D. A Stewardship: (E.) An Order

And then, finally, we come to union with Christ as a stewardship and an order. The word translated "stewardship," strangely enough, is from the same root as the Greek word for "house": it means the management of a house or household, and gives us our word "economy." It is the word that is elsewhere translated "dispensation" - what we call an economy, or administration; that is, an order of things - the order which exists in a certain time. It has two aspects: one is that it represents and expresses this Divine, heavenly, order; the other, that it is an administrative place, a place of administration, or ministry. That is the double-idea of stewardship.
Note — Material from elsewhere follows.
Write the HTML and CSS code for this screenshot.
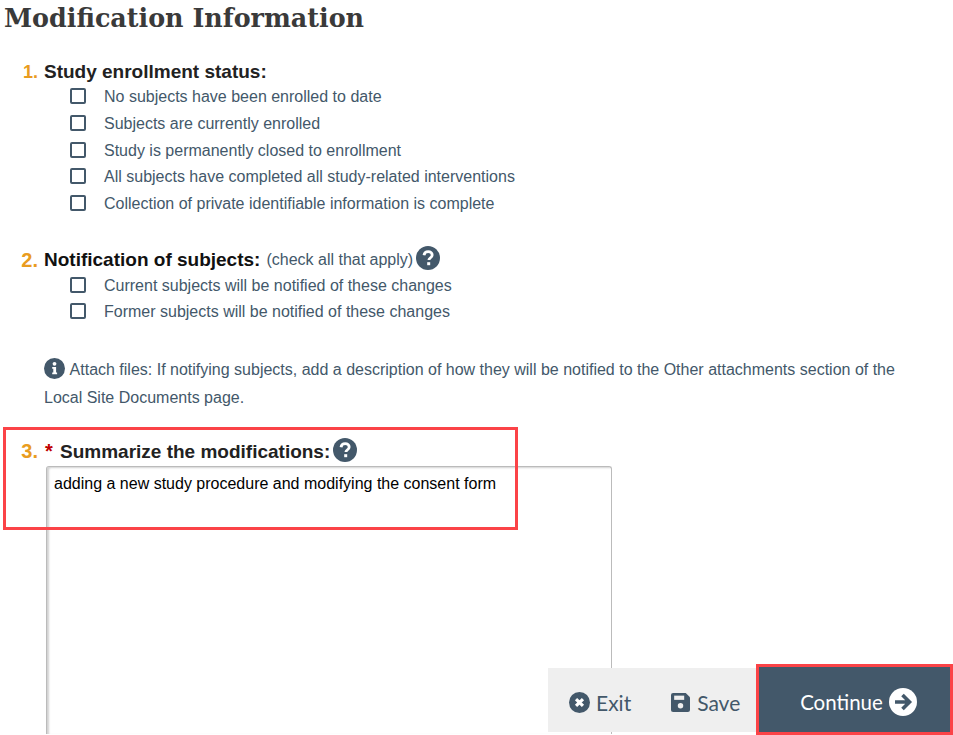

I was saying a little while back that it is foolish to think of a heavenly order being found without some company to express it. There must be that here and there in the earth which expresses this order, in which this order is seen. Now, I am not contradicting myself in saying again that you must introduce the New Testament system. It just depends on how it comes in, but it must be there. It must be a heavenly order expressed. But it is possible to have the order without the doctrine, and it is better so than to have the doctrine without the order. We have found that the very thing is there, in existence, and people do not know anything about it. There it is: it exists - a wonderful spiritual order. They have sensed that this is how the Lord would have things done. When it has been pointed out to them that there is a whole revelation from God on that very matter, they had never realized it, but there it is.  They have come under the regime of the Holy Spirit, and found that this is how the Lord does things, this is what the Lord would have; it is spontaneous.